Task =>
Each line below must be set down exactly; omit any image you find.

========================================

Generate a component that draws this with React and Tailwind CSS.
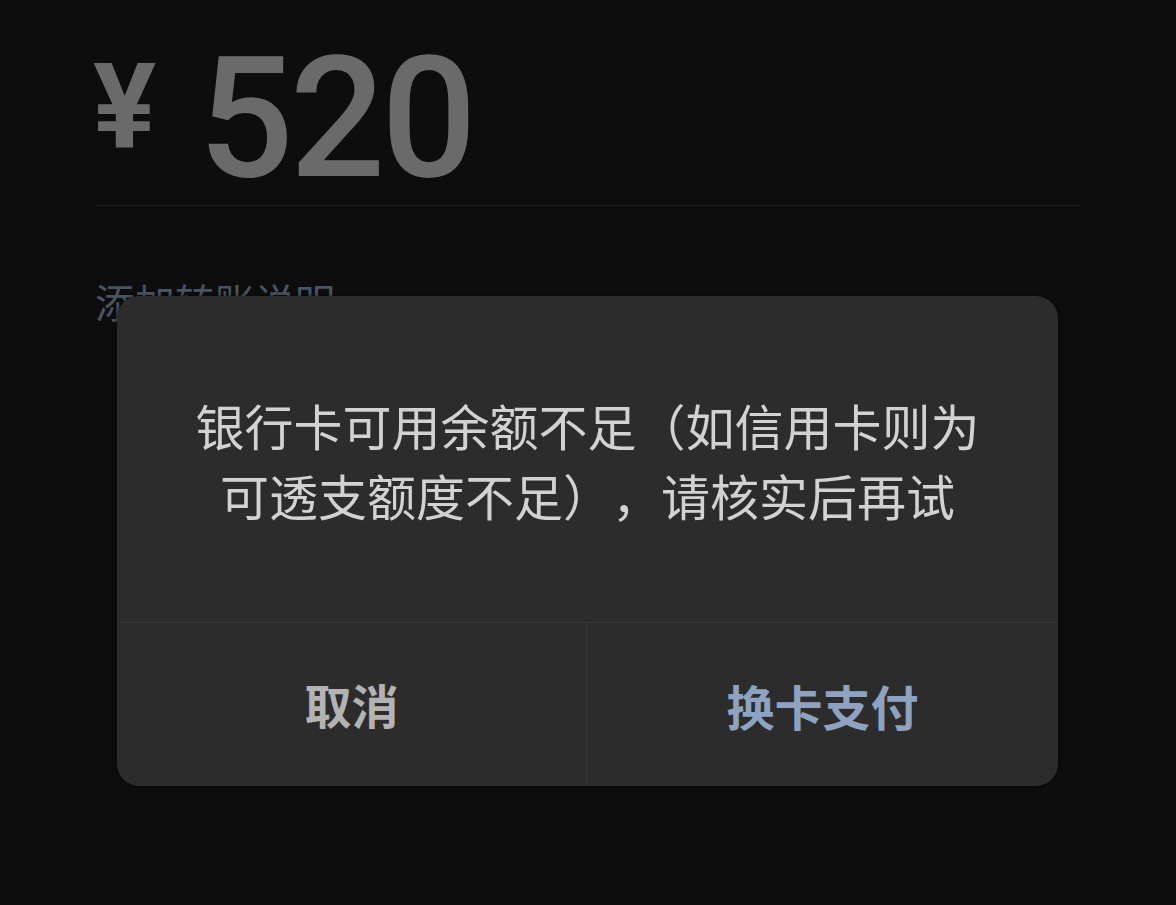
export default function App() {
  return (
    <div className="relative w-[1176px] h-[905px] overflow-hidden bg-[#0d0d0d]" style={{ fontFamily: '"Noto Sans CJK SC", "Noto Sans", sans-serif' }}>
      <div className="px-[95px] pt-[30px]">
        <div className="flex items-start text-[#6a6a6a]" style={{ fontFamily: 'Roboto, "Noto Sans", sans-serif' }}>
          <span className="text-[118px] leading-none font-bold mt-[18px] ml-[-2px]">¥</span>
          <span className="text-[168px] leading-none font-medium ml-[42px] mt-[5px] tracking-[-4px]">520</span>
        </div>
        <div className="mt-[2px] h-px w-[986px] bg-[#1d1d1d]" />
        <div className="mt-[71px] text-[40px] leading-[48px] text-[#4b5462]">添加转账说明</div>
      </div>

      <div className="absolute left-[117px] top-[296px] w-[941px] h-[490px] rounded-[22px] bg-[#2c2c2c] flex flex-col overflow-hidden shadow-[0_0_4px_rgba(0,0,0,0.6)]">
        <div className="h-[326px] flex flex-col items-center justify-center text-[49px] leading-[70px] text-[#d2d2d2] [text-spacing-trim:space-all] pt-[2px]">
          <span>银行卡可用余额不足（如信用卡则为</span>
          <span>可透支额度不足），请核实后再试</span>
        </div>
        <div className="h-px bg-[#363636]" />
        <div className="flex flex-1">
          <div className="w-[470px] flex items-center justify-center text-[47px] font-bold text-[#b3b3b3] border-r border-[#363636]">取消</div>
          <div className="flex-1 flex items-center justify-center text-[48px] font-bold text-[#8ea3c1]">换卡支付</div>
        </div>
      </div>
    </div>
  );
}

========================================

Right answer =>
Generate a component that draws this with React and Tailwind CSS.
export default function App() {
  return (
    <div className="relative w-[1176px] h-[905px] overflow-hidden bg-[#0d0d0d]" style={{ fontFamily: '"Noto Sans CJK SC", "Noto Sans", sans-serif' }}>
      <div className="px-[95px] pt-[30px]">
        <div className="flex items-start text-[#6a6a6a]" style={{ fontFamily: 'Roboto, "Noto Sans", sans-serif' }}>
          <span className="text-[118px] leading-none font-bold mt-[18px] ml-[-2px]">¥</span>
          <span className="text-[168px] leading-none font-medium ml-[42px] mt-[5px] tracking-[-4px]">520</span>
        </div>
        <div className="mt-[2px] h-px w-[986px] bg-[#1d1d1d]" />
        <div className="mt-[71px] text-[40px] leading-[48px] text-[#4b5462]">添加转账说明</div>
      </div>

      <div className="absolute left-[117px] top-[296px] w-[941px] h-[490px] rounded-[22px] bg-[#2c2c2c] flex flex-col overflow-hidden shadow-[0_0_4px_rgba(0,0,0,0.6)]">
        <div className="h-[326px] flex flex-col items-center justify-center text-[49px] leading-[70px] text-[#d2d2d2] [text-spacing-trim:space-all] pt-[2px]">
          <span>银行卡可用余额不足（如信用卡则为</span>
          <span>可透支额度不足），请核实后再试</span>
        </div>
        <div className="h-px bg-[#363636]" />
        <div className="flex flex-1">
          <div className="w-[470px] flex items-center justify-center text-[47px] font-bold text-[#b3b3b3] border-r border-[#363636]">取消</div>
          <div className="flex-1 flex items-center justify-center text-[48px] font-bold text-[#8ea3c1]">换卡支付</div>
        </div>
      </div>
    </div>
  );
}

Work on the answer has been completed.